Em seu movimento pendular, o sujeito poético de Moinho quer ver uma nova aurora. Porque vê-la é acreditar em tênues fímbrias, ainda que estas sejam as marcas – digitais – que o Tempo-Deus gravou sobre faces sulcadas, lábios lavrados, pêlos-peles enristados.  Olhos que buscam por luzes fugazes de lamparinas, pelos roçados e caminhos serpenteiam, em uma fé incomum, no poder que os versos têm.

 

(* Prefácio à 1ª edição do livro de poesias Moinho. Belo Horizonte: Scriptum, 2006. p. 9-11.)

 

 

Memória e ruína na estréia poética de Evaldo Balbino*

 

(Dr. Rogério Barbosa / Dr. Wagner Moreira)

 

 

Com o título de Moinho, este conjunto poético foi premiado com o terceiro lugar no Concurso Edital Estímulo às Artes – Literatura 2005, promovido pelo Suplemento Literário de Minas Gerais em parceria com a Fundação Clóvis Salgado. O poeta Evaldo Balbino, doutor em literatura comparada, apresenta-se aos leitores em sua primeira incursão artística, com uma poesia firme e que diz o que nela se faz trânsito através dos espaços da memória e da ruína. Por meio de uma linguagem limpa e de caráter simbólico, dá-se a perceber o sujeito ficcional, consciente de sua condição fragmentada na duração da existência. É por meio do movimento de lucidez que a voz poética nos inicia em um universo tipicamente rural em “Nascente”.

Aqui, o tempo parece perder-se no ir e vir das cenas cotidianas, impulsionando o eu para outro espaço, “Ruínas ao sol”. Neste novo lugar, instaura-se uma fissura no eu, algo irreversível em sua beleza aterradora, gerando um saber: “uma pedra sobre águas que o tempo não pára”. É no vislumbrar a dança de uma pedra sobre o movimento das águas que a poesia de Balbino se encaminha para o próximo plano, o “Mar”.

Neste lugar, “As vozes se misturam, se abraçam, se atracam”, deixando aflorar uma vitalidade emblemática, enigmática, que tanto demonstra uma necessidade de uma realização transcendente quanto de uma atualização terrena.
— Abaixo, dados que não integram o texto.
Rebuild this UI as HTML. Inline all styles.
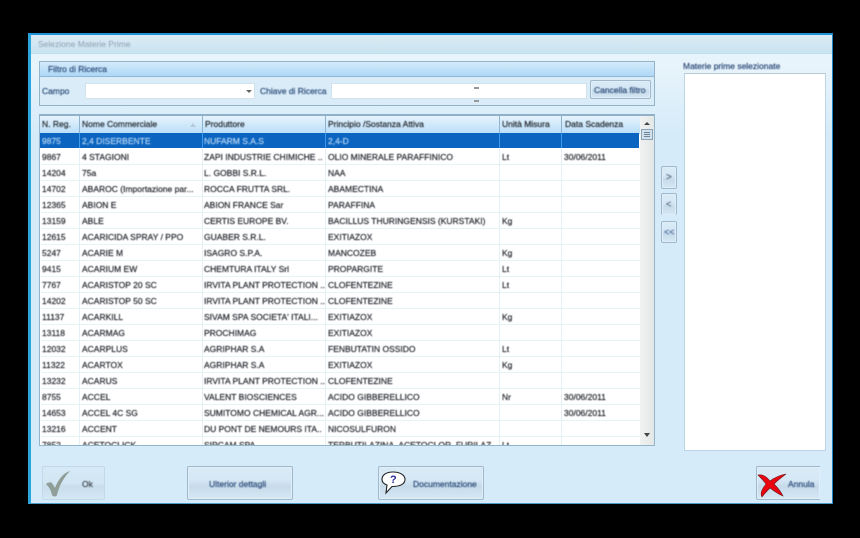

Isso em consonância com o imaginário urbano de um Rio de Janeiro singular, metrópole-mar, alegoria que arrebata e impele a criação dessa escrita para um desfecho em retalhos, em “Cimento Assovio” última parte do livro de poemas , “deslizando serpentinamente e à deriva” para uma possibilidade elíptica de se atirar sobre si mesmo. O discurso poético afirma outro modo de se estar aí, uma maneira de caminhar ousada, sem perder as referências já experimentadas. Essa a bela e firme estréia poética de Evaldo Balbino.

 

(* Resenha para o livro Moinho. Belo Horizonte: Scriptum, 2006.)

 

 

Em “Retrato”, Evaldo Balbino compõe imagens, traços, moldura do que se guardou na memória. Entre o silêncio do esquecimento e a lembrança, guarda-se no verbo sabores e saberes. O rancho pequeno, o fubá dourado, os milhos fartos são suaves melancolias. O moinho destituído desse arrolamento saudoso de coisas simples é uma pedra. Se o passado vive de passos e de vozes, sem pessoas e sem canções não há poesia. Se o tempo não pára, além da pedra existe a palavra triturada no moinho da poesia.

 

(Dra. Lyslei Nascimento. “Diz um antigo livro judaico, o Zohar, que em cada palavra brilham muitas luzes. In: Revista Magis – Cadernos de fé e cultura, número 46, setembro de 2004, ISSN nº 1676-7748, p. 46-53.) – Comentário aos poemas “Retrato” (ainda inédito em livro) e “Moinho” (extraído do livro Moinho).